» **What to produce**
Copy the lines below as they are; omit the images they contain.

» **Provided data**

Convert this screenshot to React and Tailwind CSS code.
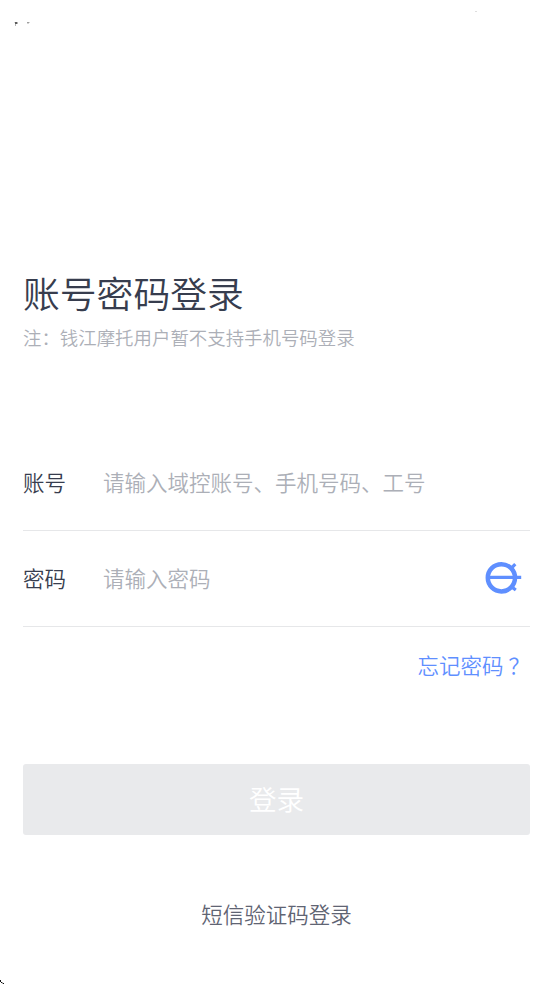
function StatusBar() {
  return (
    <svg className="block h-[40px] w-full" viewBox="0 0 553 40" shapeRendering="crispEdges" aria-hidden="true">
      <path d="M15 22h2v2h-2z" fill="#5c5c5c" />
      <path d="M17 22h1v2h-1zM15 24h1v2h-1z" fill="#b5b5b5" />
      <path d="M14 22h1v1h-1z" fill="#dddddd" />
      <path d="M27 22h2v1h-2z" fill="#a0a0a0" />
      <path d="M29 22h1v1h-1zM27 23h2v1h-2z" fill="#d5d5d5" />
      <path d="M475 11h2v1h-2z" fill="#dedede" />
    </svg>
  );
}

function VisibilityIcon() {
  return (
    <svg className="block" width="38" height="35" viewBox="0 0 38 35" fill="none" stroke="#5f8fff" aria-hidden="true">
      <circle cx="16.4" cy="16.8" r="13.6" strokeWidth="4.5" />
      <path d="M3.5 16.4h32.7" strokeWidth="3.2" />
      <path d="M26 7.5l4.3-4.3M26 25.4l4.8 3.6" strokeWidth="3.2" />
    </svg>
  );
}

function Field({ label, placeholder, type, children }) {
  return (
    <label className="flex h-24 items-center border-b border-[#e6e7e9] text-[21.5px] leading-8">
      <span className="relative -top-px w-20 shrink-0 text-[#373d4e]">{label}</span>
      <input
        type={type}
        placeholder={placeholder}
        className="relative -top-px h-8 min-w-0 flex-1 bg-transparent outline-none placeholder:text-[#acafb7] placeholder:opacity-100"
      />
      {children}
    </label>
  );
}

export default function App() {
  return (
    <main className="relative flex h-[984px] w-[553px] flex-col overflow-hidden bg-white font-['Noto_Sans_CJK_SC_DemiLight','Noto_Sans_CJK_SC',sans-serif] font-[350]">
      <StatusBar />
      <div className="flex flex-col px-[23px] pt-[228px]">
        <h1 className="h-12 text-[36.8px] leading-[48px] font-[350] text-[#373d4e]">账号密码登录</h1>
        <p className="mt-[7px] h-7 text-[18.43px] leading-7 text-[#acafb7]">注：钱江摩托用户暂不支持手机号码登录</p>
        <form className="mt-[84px] flex flex-col">
          <Field label="账号" placeholder="请输入域控账号、手机号码、工号" type="text" />
          <Field label="密码" placeholder="请输入密码" type="password">
            <button type="button" className="mr-[7px]" aria-label="显示密码">
              <VisibilityIcon />
            </button>
          </Field>
          <a className="mt-[22px] flex h-8 self-end text-[21.5px] leading-8 text-[#5f8fff]">
            忘记密码<span className="pl-[5px]">？</span>
          </a>
          <button type="button" className="mt-[83px] h-[71px] rounded-[3px] bg-[#e9eaec] pb-px text-[27.6px] text-white">
            登录
          </button>
        </form>
        <a className="mt-[63px] h-8 self-center text-[21.5px] leading-8 text-[#5f6473]">短信验证码登录</a>
      </div>
      <svg className="absolute bottom-0 left-0" width="4" height="4" viewBox="0 0 4 4" shapeRendering="crispEdges" aria-hidden="true">
        <path d="M0 0h1v2h-1zM1 2h1v1h-1zM3 3h1v1h-1z" fill="#111111" />
        <path d="M2 2h1v1h-1zM2 3h1v1h-1z" fill="#aaaaaa" />
      </svg>
    </main>
  );
}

» **Written solution**
Convert this screenshot to React and Tailwind CSS code.
function StatusBar() {
  return (
    <svg className="block h-[40px] w-full" viewBox="0 0 553 40" shapeRendering="crispEdges" aria-hidden="true">
      <path d="M15 22h2v2h-2z" fill="#5c5c5c" />
      <path d="M17 22h1v2h-1zM15 24h1v2h-1z" fill="#b5b5b5" />
      <path d="M14 22h1v1h-1z" fill="#dddddd" />
      <path d="M27 22h2v1h-2z" fill="#a0a0a0" />
      <path d="M29 22h1v1h-1zM27 23h2v1h-2z" fill="#d5d5d5" />
      <path d="M475 11h2v1h-2z" fill="#dedede" />
    </svg>
  );
}

function VisibilityIcon() {
  return (
    <svg className="block" width="38" height="35" viewBox="0 0 38 35" fill="none" stroke="#5f8fff" aria-hidden="true">
      <circle cx="16.4" cy="16.8" r="13.6" strokeWidth="4.5" />
      <path d="M3.5 16.4h32.7" strokeWidth="3.2" />
      <path d="M26 7.5l4.3-4.3M26 25.4l4.8 3.6" strokeWidth="3.2" />
    </svg>
  );
}

function Field({ label, placeholder, type, children }) {
  return (
    <label className="flex h-24 items-center border-b border-[#e6e7e9] text-[21.5px] leading-8">
      <span className="relative -top-px w-20 shrink-0 text-[#373d4e]">{label}</span>
      <input
        type={type}
        placeholder={placeholder}
        className="relative -top-px h-8 min-w-0 flex-1 bg-transparent outline-none placeholder:text-[#acafb7] placeholder:opacity-100"
      />
      {children}
    </label>
  );
}

export default function App() {
  return (
    <main className="relative flex h-[984px] w-[553px] flex-col overflow-hidden bg-white font-['Noto_Sans_CJK_SC_DemiLight','Noto_Sans_CJK_SC',sans-serif] font-[350]">
      <StatusBar />
      <div className="flex flex-col px-[23px] pt-[228px]">
        <h1 className="h-12 text-[36.8px] leading-[48px] font-[350] text-[#373d4e]">账号密码登录</h1>
        <p className="mt-[7px] h-7 text-[18.43px] leading-7 text-[#acafb7]">注：钱江摩托用户暂不支持手机号码登录</p>
        <form className="mt-[84px] flex flex-col">
          <Field label="账号" placeholder="请输入域控账号、手机号码、工号" type="text" />
          <Field label="密码" placeholder="请输入密码" type="password">
            <button type="button" className="mr-[7px]" aria-label="显示密码">
              <VisibilityIcon />
            </button>
          </Field>
          <a className="mt-[22px] flex h-8 self-end text-[21.5px] leading-8 text-[#5f8fff]">
            忘记密码<span className="pl-[5px]">？</span>
          </a>
          <button type="button" className="mt-[83px] h-[71px] rounded-[3px] bg-[#e9eaec] pb-px text-[27.6px] text-white">
            登录
          </button>
        </form>
        <a className="mt-[63px] h-8 self-center text-[21.5px] leading-8 text-[#5f6473]">短信验证码登录</a>
      </div>
      <svg className="absolute bottom-0 left-0" width="4" height="4" viewBox="0 0 4 4" shapeRendering="crispEdges" aria-hidden="true">
        <path d="M0 0h1v2h-1zM1 2h1v1h-1zM3 3h1v1h-1z" fill="#111111" />
        <path d="M2 2h1v1h-1zM2 3h1v1h-1z" fill="#aaaaaa" />
      </svg>
    </main>
  );
}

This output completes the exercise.